Los pueblos tradicionales tienen la fama de sabios en cuanto al conocimiento de la naturaleza, sus médicos utilizan plantas y minerales que obtienen directamente de la tierra para curar las enfermedades, todo esto parte desde la observación y estudio que les llevó cientos de años. Hay otra parte de esta ciencia ancestral que tiene que ver con la experimentación y el saber de las relaciones que tiene el hombre con otros seres como es el caso de los animales domésticos; al iniciar la vida sedentaria, el hombre tuvo la necesidad de tener animales que les dotaran de sus beneficios pero al mismo tiempo entraron nuevas enfermedades, la mayoría de ellas, mortales.

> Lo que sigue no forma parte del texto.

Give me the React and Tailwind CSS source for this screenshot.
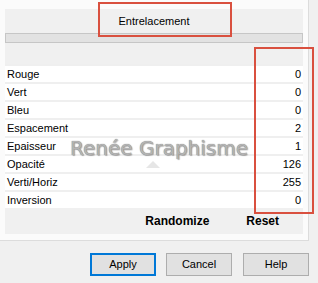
import React from 'react';

const rows = [
  { label: 'Rouge', value: 0 },
  { label: 'Vert', value: 0 },
  { label: 'Bleu', value: 0 },
  { label: 'Espacement', value: 2 },
  { label: 'Epaisseur', value: 1 },
  { label: 'Opacité', value: 126 },
  { label: 'Verti/Horiz', value: 255 },
  { label: 'Inversion', value: 0 },
];

const App = () => {
  return (
    <div className="relative w-[318px] h-[283px] bg-[#f0f0f0] overflow-hidden font-['Liberation_Sans',Arial,sans-serif] text-[11px] text-black">
      {/* scroll view */}
      <div className="w-[309px] h-[241px] bg-[#fbfbfb] border-r border-b border-[#dcdcdc] pl-[5px] pt-[9px]">
        <div className="w-[298px] h-[225px] bg-[#f0f0f0] flex flex-col">
          <div className="h-[24px] flex items-center justify-center">Entrelacement</div>
          <div className="h-[10px] border border-[#c6c6c6] bg-[#e2e2e2]" />
          <div className="h-[21px]" />
          <div className="flex flex-col">
            {rows.map((r) => (
              <div
                key={r.label}
                className="h-[18px] bg-white border-t-2 border-[#efefef] flex items-center justify-between pl-[2px] pr-[2px]"
              >
                <span>{r.label}</span>
                <span>{r.value}</span>
              </div>
            ))}
          </div>
          <div className="flex-1 flex items-center justify-end gap-[37px] pr-[24px] font-bold text-[12px]">
            <span>Randomize</span>
            <span>Reset</span>
          </div>
        </div>
      </div>

      {/* dialog buttons */}
      <div className="flex justify-end gap-[10px] pr-[9px] pt-[12px]">
        <button className="w-[66px] h-[23px] bg-[#e1e1e1] border-2 border-[#0078d7] flex items-center justify-center">
          Apply
        </button>
        <button className="w-[66px] h-[23px] bg-[#e1e1e1] border border-[#adadad] flex items-center justify-center">
          Cancel
        </button>
        <button className="w-[66px] h-[23px] bg-[#e1e1e1] border border-[#adadad] flex items-center justify-center ml-[1px]">
          Help
        </button>
      </div>

      {/* watermark */}
      <div className="absolute left-[70px] top-[136px] font-['DejaVu_Sans',Verdana,sans-serif] text-[20px] leading-[24px] text-[#b4b4b4] [text-shadow:0_0_1px_#6f6f6f,1px_1px_1px_rgba(0,0,0,0.3)] pointer-events-none">
        Renée Graphisme
      </div>
      <div className="absolute left-[146px] top-[161px] w-0 h-0 border-l-[7px] border-r-[7px] border-b-[7px] border-l-transparent border-r-transparent border-b-[#e6e6e6]" />

      {/* red annotation boxes */}
      <div className="absolute left-[98px] top-[2px] w-[134px] h-[35px] border-2 border-[#d9503f]" />
      <div className="absolute left-[254px] top-[47px] w-[60px] h-[167px] border-2 border-[#d9503f]" />
    </div>
  );
};

export default App;
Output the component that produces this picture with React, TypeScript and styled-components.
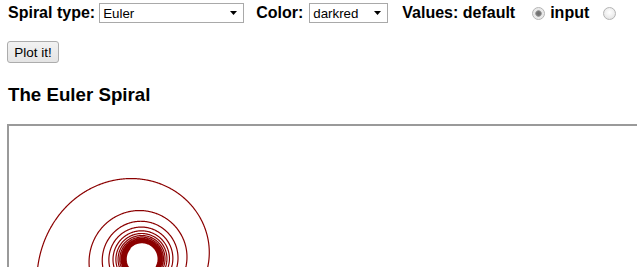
import styled, { createGlobalStyle } from 'styled-components'

const GlobalStyle = createGlobalStyle`
  html, body {
    margin: 0;
    padding: 0;
    overflow: hidden;
    background: #fff;
  }
  body {
    font-family: "Liberation Sans", Arial, sans-serif;
    color: #000;
  }
`;

const Page = styled.div`
  padding: 3px 7px 0;
`;

const Toolbar = styled.div`
  display: flex;
  align-items: center;
  height: 20px;
  white-space: nowrap;
`;

const Label = styled.span<{ $gap?: number }>`
  font-size: 16px;
  font-weight: bold;
  margin-left: ${(p) => p.$gap ?? 0}px;
`;

const SelectWrap = styled.div<{ $width: number; $gap: number }>`
  position: relative;
  width: ${(p) => p.$width}px;
  height: 20px;
  margin-left: ${(p) => p.$gap}px;
`;

const Select = styled.select`
  appearance: none;
  -webkit-appearance: none;
  box-sizing: border-box;
  width: 100%;
  height: 100%;
  margin: 0;
  padding: 0 0 0 3px;
  border: 1px solid #a9a9a9;
  border-radius: 0;
  background: #fff;
  color: #000;
  font-family: "Liberation Sans", Arial, sans-serif;
  font-size: 13.33px;
  outline: none;
`;

const Arrow = styled.svg`
  position: absolute;
  right: 7px;
  top: 8px;
  pointer-events: none;
`;

const Radio = styled.input.attrs({ type: 'radio' })<{ $gap: number }>`
  appearance: none;
  -webkit-appearance: none;
  box-sizing: border-box;
  width: 13px;
  height: 13px;
  margin: 0 0 0 ${(p) => p.$gap}px;
  border: 1px solid #b4b4b4;
  border-radius: 50%;
  background: radial-gradient(circle at 50% 40%, #ffffff 0, #f1f1f1 45%, #dcdcdc 100%);

  &:checked {
    background: radial-gradient(circle, #6e6e6e 0, #777 2px, #a4a4a4 3px, #e6e6e6 3.6px, #f4f4f4 100%);
  }
`;

const ButtonRow = styled.div`
  margin-top: 18px;
`;

const Button = styled.button`
  box-sizing: border-box;
  width: 52px;
  height: 22px;
  padding: 0;
  border: 1px solid #acacac;
  border-radius: 3px;
  background: linear-gradient(#f2f2f2, #e4e4e4);
  color: #000;
  font-family: "Liberation Sans", Arial, sans-serif;
  font-size: 13.5px;
`;

const Heading = styled.h3`
  margin: 21px 0 19px 1px;
  font-size: 18.72px;
  line-height: 21px;
  font-weight: bold;
`;

const Canvas = styled.div`
  width: 640px;
  height: 640px;
  border: 2px solid #9a9a9a;
`;

// Euler (Cornu) spiral: x = ∫cos(u²), y = ∫sin(u²)
const spiralPath = (cx: number, cy: number, scale: number, tMax: number, dt: number) => {
  const branch = (sign: number) => {
    let x = 0;
    let y = 0;
    let d = `M${cx.toFixed(2)} ${cy.toFixed(2)}`;
    for (let t = 0; t < tMax; t += dt) {
      const u = t + dt / 2;
      x += Math.cos(u * u) * dt;
      y += Math.sin(u * u) * dt;
      d += `L${(cx + sign * x * scale).toFixed(2)} ${(cy + sign * y * scale).toFixed(2)}`;
    }
    return d;
  };
  return branch(1) + branch(-1);
};

const SPIRAL = spiralPath(321, 321, 300, 9.5, 0.002);

const DropArrow = () => (
  <Arrow width="7" height="4" viewBox="0 0 7 4">
    <polygon points="0,0 7,0 3.5,4" fill="#000" />
  </Arrow>
);

const App = () => {
  return (
    <Page>
      <GlobalStyle />
      <Toolbar>
        <Label $gap={1}>Spiral type:</Label>
        <SelectWrap $width={145} $gap={4}>
          <Select defaultValue="Euler">
            <option>Euler</option>
            <option>Archimedean</option>
            <option>Logarithmic</option>
          </Select>
          <DropArrow />
        </SelectWrap>
        <Label $gap={12}>Color:</Label>
        <SelectWrap $width={79} $gap={6}>
          <Select defaultValue="darkred">
            <option>darkred</option>
            <option>black</option>
            <option>blue</option>
          </Select>
          <DropArrow />
        </SelectWrap>
        <Label $gap={14}>Values: default</Label>
        <Radio name="values" $gap={17} defaultChecked />
        <Label $gap={5}>input</Label>
        <Radio name="values" $gap={14} />
      </Toolbar>
      <ButtonRow>
        <Button>Plot it!</Button>
      </ButtonRow>
      <Heading>The Euler Spiral</Heading>
      <Canvas>
        <svg width="640" height="640" viewBox="0 0 640 640">
          <path d={SPIRAL} fill="none" stroke="darkred" strokeWidth="1.2" />
        </svg>
      </Canvas>
    </Page>
  );
};

export default App;
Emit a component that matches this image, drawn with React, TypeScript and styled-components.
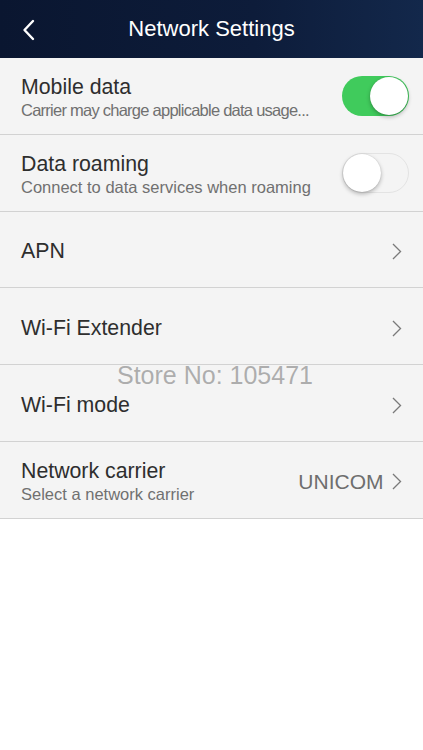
import styled, { createGlobalStyle } from "styled-components";

const GlobalStyle = createGlobalStyle`
  html, body {
    margin: 0;
    padding: 0;
    background: #ffffff;
    font-family: "Liberation Sans", Arial, sans-serif;
  }
`;

type Item = {
  title: string;
  subtitle?: string;
  tight?: boolean;
  toggle?: boolean;
  value?: string;
};

const items: Item[] = [
  { title: "Mobile data", subtitle: "Carrier may charge applicable data usage...", tight: true, toggle: true },
  { title: "Data roaming", subtitle: "Connect to data services when roaming", toggle: false },
  { title: "APN" },
  { title: "Wi-Fi Extender" },
  { title: "Wi-Fi mode" },
  { title: "Network carrier", subtitle: "Select a network carrier", value: "UNICOM" },
];

const Chevron = ({ color = "#7a7a7a", size = 17, width = 1.4 }: { color?: string; size?: number; width?: number }) => (
  <svg width={size * 0.56} height={size} viewBox="0 0 10 18" fill="none">
    <path d="M1 1 L9 9 L1 17" stroke={color} strokeWidth={width} strokeLinejoin="miter" />
  </svg>
);

const BackArrow = () => (
  <svg width="13" height="22" viewBox="0 0 13 22" fill="none">
    <path d="M11 2 L2.5 11 L11 20" stroke="#ffffff" strokeWidth={2.4} strokeLinecap="round" strokeLinejoin="round" />
  </svg>
);

const App = () => {
  return (
    <Page>
      <GlobalStyle />
      <Header>
        <BackButton>
          <BackArrow />
        </BackButton>
        <HeaderTitle>Network Settings</HeaderTitle>
      </Header>
      <List>
        {items.map((item) => (
          <Row key={item.title}>
            <TextCol>
              <Title>{item.title}</Title>
              {item.subtitle && <Subtitle $tight={item.tight}>{item.subtitle}</Subtitle>}
            </TextCol>
            {item.toggle !== undefined ? (
              <Switch $on={item.toggle}>
                <Knob $on={item.toggle} />
              </Switch>
            ) : (
              <Trail>
                {item.value && <Value>{item.value}</Value>}
                <Chevron />
              </Trail>
            )}
          </Row>
        ))}
        <Watermark>Store No: 105471</Watermark>
      </List>
    </Page>
  );
};

export default App;

const Page = styled.div`
  width: 423px;
  min-height: 750px;
  background: #ffffff;
`;

const Header = styled.header`
  height: 58px;
  display: flex;
  align-items: center;
  justify-content: center;
  position: relative;
  background: linear-gradient(90deg, #0a1630 0%, #0d1c3a 60%, #13284b 100%);
`;

const BackButton = styled.div`
  position: absolute;
  left: 22px;
  top: 19px;
  display: flex;
`;

const HeaderTitle = styled.h1`
  margin: 0;
  color: #ffffff;
  font-size: 22px;
  font-weight: 400;
`;

const List = styled.div`
  position: relative;
  background: #f4f4f4;
  display: flex;
  flex-direction: column;
`;

const Row = styled.div`
  box-sizing: border-box;
  height: 76.8px;
  padding: 4px 14px 0 21px;
  display: flex;
  align-items: center;
  justify-content: space-between;
  border-bottom: 1.5px solid #d2d2d2;
`;

const TextCol = styled.div`
  display: flex;
  flex-direction: column;
  gap: 1px;
`;

const Title = styled.div`
  color: #2e2e2e;
  font-size: 21.3px;
  line-height: 25px;
`;

const Subtitle = styled.div<{ $tight?: boolean }>`
  color: #707070;
  font-size: 16.5px;
  line-height: 19px;
  white-space: nowrap;
  letter-spacing: ${(p) => (p.$tight ? "-0.75px" : "0")};
`;

const Trail = styled.div`
  display: flex;
  align-items: center;
  gap: 9px;
  padding-right: 7px;
`;

const Value = styled.span`
  color: #6e6e6e;
  font-size: 21px;
`;

const Switch = styled.div<{ $on: boolean }>`
  box-sizing: border-box;
  width: 67px;
  height: 40px;
  border-radius: 20px;
  display: flex;
  align-items: center;
  justify-content: ${(p) => (p.$on ? "flex-end" : "flex-start")};
  padding: 1px;
  margin-top: -3px;
  background: ${(p) => (p.$on ? "#40cb5c" : "#f4f4f4")};
  border: ${(p) => (p.$on ? "none" : "1.5px solid #e3e3e3")};
`;

const Knob = styled.div<{ $on: boolean }>`
  width: 38px;
  height: 38px;
  border-radius: 50%;
  background: #ffffff;
  box-shadow: 0 2px 4px rgba(0, 0, 0, 0.28), 0 0 1px rgba(0, 0, 0, 0.2);
  margin: ${(p) => (p.$on ? "0" : "-1px 0 0 -1px")};
`;

const Watermark = styled.div`
  position: absolute;
  left: 117px;
  top: 303px;
  color: rgba(150, 150, 150, 0.75);
  font-size: 25px;
  pointer-events: none;
`;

La vida de todos los seres vivos cumplen un ciclo, fue fácil de razonar que si se sabe el origen de una enfermedad, se pueda saber también cómo erradicarla, como es el caso de la viruela, una enfermedad que apareció en el hombre a causa del ganado bovino pero que desde el principio la cura estuvo en el propio ganado.
En 1796, el médico Edward Jenner escuchó a una lechera de su pueblo decir que no iba a enfermar de viruela porque ya había pasado la viruela bovina. Así que inyectó pus de una vaca a un niño enfermo. Antes de que Jenner inventara la vacuna, en Inglaterra se había practicado la inoculación, una práctica turca que introdujo la viajera y escritora Mary Wortley Montagu.
En 1716, Mary Wortley Montagu acompañó a su marido, Edward Wortley Montagu, a Constantinopla, donde fue enviado como embajador de Inglaterra. Ella se dedicó a relatar en infinidad de cartas de todo cuanto iba descubriendo. Su correspondencia se convirtió en un referente de la literatura viajera. A través de sus escritos, comenzó a dar a conocer en Inglaterra la inoculación y advirtió de su intención de extender esta costumbre turca en Inglaterra para eliminar la viruela.
En sus primeras cartas, Montagu expuso con detalle el procedimiento por el que las ancianas turcas lograban que niños y jóvenes no murieran a causa de la viruela. Ella misma había sufrido viruela y había perdido a su hermano por esa enfermedad que para entonces ya era devastadora en Inglaterra ya que al menos un 60% de la población estaba afectada y un 20% moría a causa de la misma.
En abril de 1718 escribió: “La viruela, tan fatal y generalizada entre nosotros, es aquí por completo inocua gracias a la invención del injerto, que es el término con que lo nombran. Hay un grupo de ancianas que se ocupan de hacer la operación. En el mes de septiembre, con la llegada del otoño, cuando disminuyen los grandes calores, la gente trata de enterarse si alguien de su familia tiene la intención de enfermar de viruela. Viene la anciana con una cáscara de nuez llena de pus de la mejor viruela y entonces pregunta a la gente qué venas desean que les abra. De inmediato, abre aquella que le es ofrecida con una aguja enorme (no produce más dolor que un simple rasguño) e introduce en la vena tanto veneno como cabe en la punta de su aguja y después venda la pequeña herida con una cáscara hueca y así, de esta manera, abre cuatro o cinco venas”.
La viajera continúa su carta describiendo cómo los niños siguen jugando el resto del día, y cómo al octavo día aparecen las fiebres, que solo duran dos días. Por eso, dice estar dispuesta a probarla con su propio hijo, como posteriormente hizo.
Cuando regresó a Londres, en 1721, Montagu convenció a la princesa Carolina de Gales de las bondades de lo que ella llamaba injerto. Esta inoculó a sus hijos y extendió la tradición turca al resto de coronas europeas. Montagu, como ella misma previó, tuvo que enfrentarse al descrédito de la comunidad científica y de la iglesia, que tachó sus ideas de herejía musulmana en un principio.